Defendants have also requested that the Government be compelled to provide a list of its witnesses, and that Jencks Act material be disclosed at least 45 days before trial. The Government has stated its intent to share with Defendants any witness statements subject to disclosure under the Jencks Act as well as impeachment materials subject to disclosure under Giglio v. United States, 405 U.S. 150 (1972) three weeks before trial. This schedule provides Defendants adequate time to prepare for cross-examination of Government witnesses and is well in advance of the required timetable. See 18 U.S.C. § 3500; Fed. R. Crim. P. 26.2. See, e.g., United States v. Trippe, 171 F. Supp. 2d 230, 237 (2001) ("The usual practice in this district is that the Government agrees to make impeachment information available to the defense at the same time as Jencks Act material, that is, at least one day before the Government witness is called to testify.").
Defendants moved for the immediate disclosure of all Brady material, whether such material bears on the issue of guilt or the credibility of government witnesses.
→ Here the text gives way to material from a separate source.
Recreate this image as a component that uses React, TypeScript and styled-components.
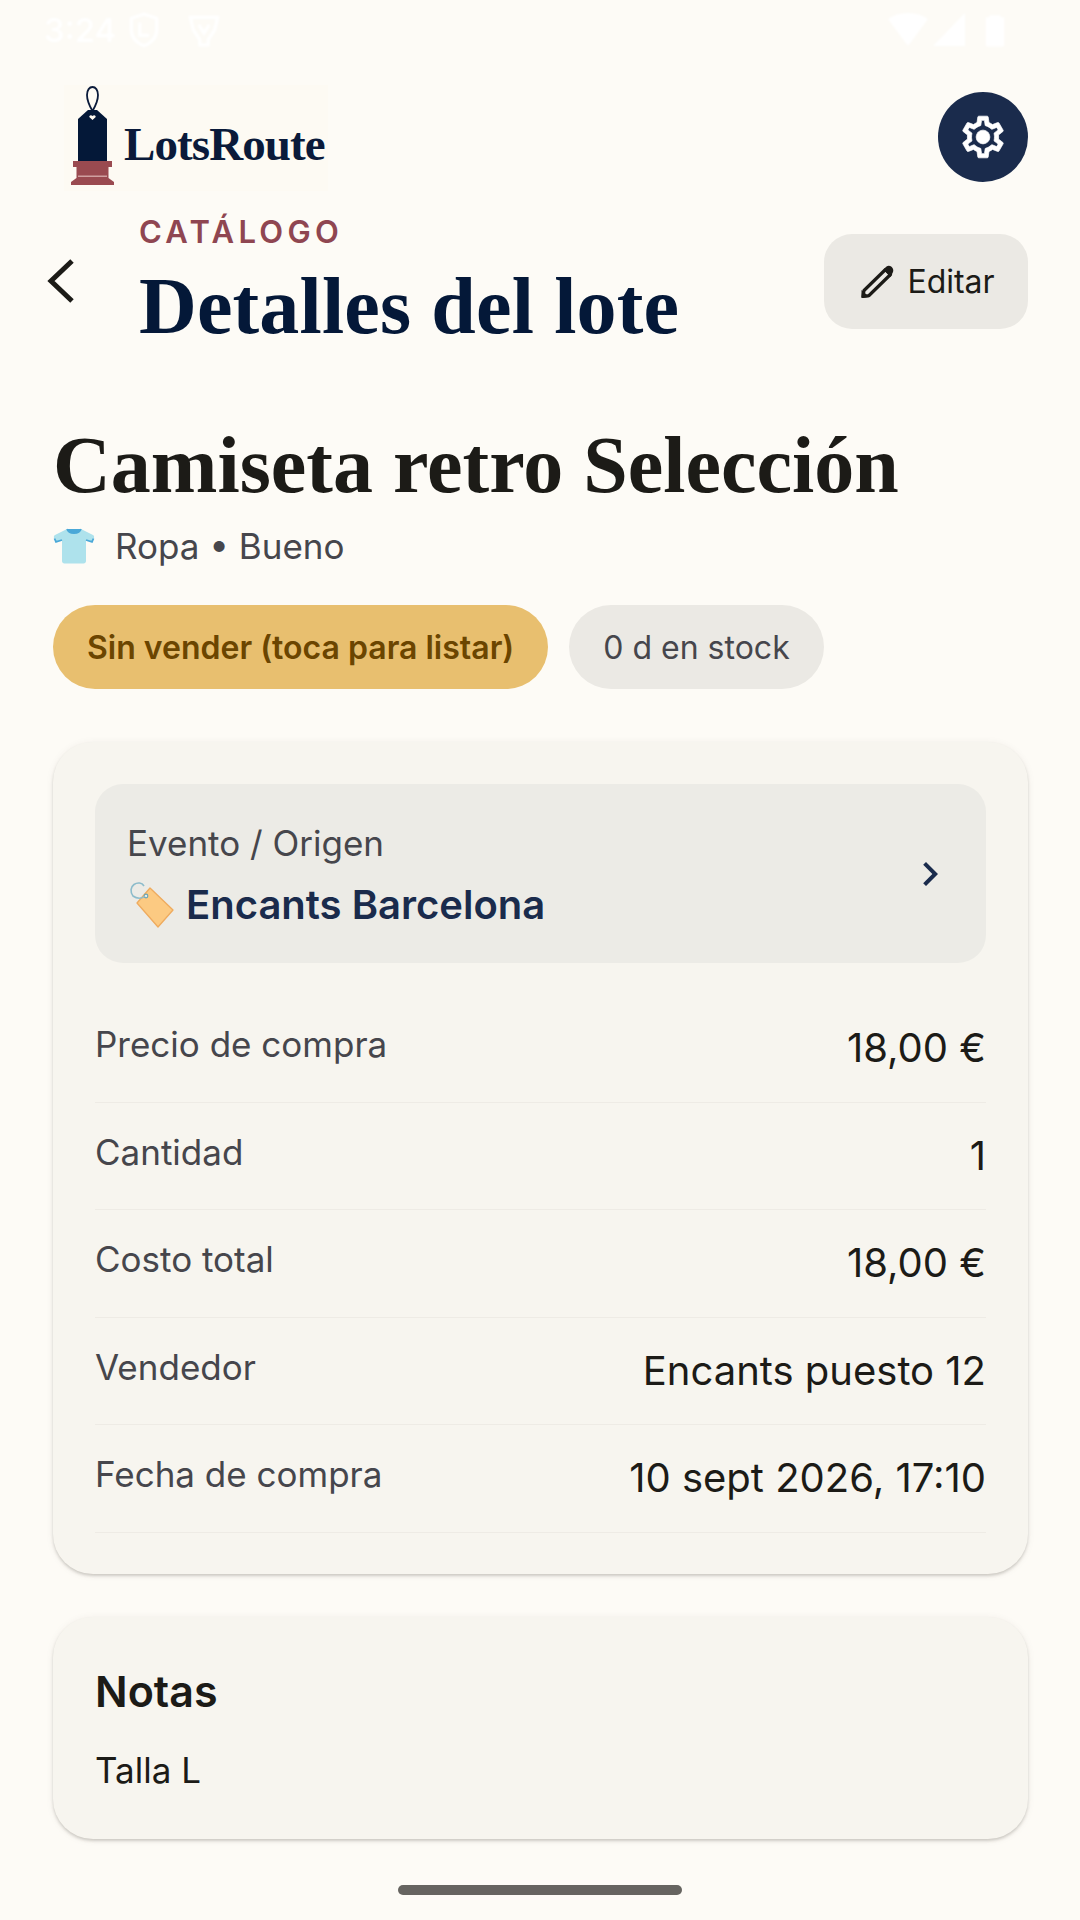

The Government provides that it has acknowledged its Brady obligations in correspondence with defense counsel, that it is not aware of any additional Brady materials beyond those it has provided to Defendants, and that in the event that it becomes aware of any further materials they will promptly be produced.
Accordingly, this motion is denied.
In light of the above, the Defendants' request that the Government be compelled to certify its compliance with the Ogden Memorandum is denied.
X. Conclusion
For the foregoing reasons, the Defendants' pretrial motions are denied.
It is so ordered. New York, NY
August 28, 2018
/s/ _________
ROBERT W. SWEET
U.S.D.J.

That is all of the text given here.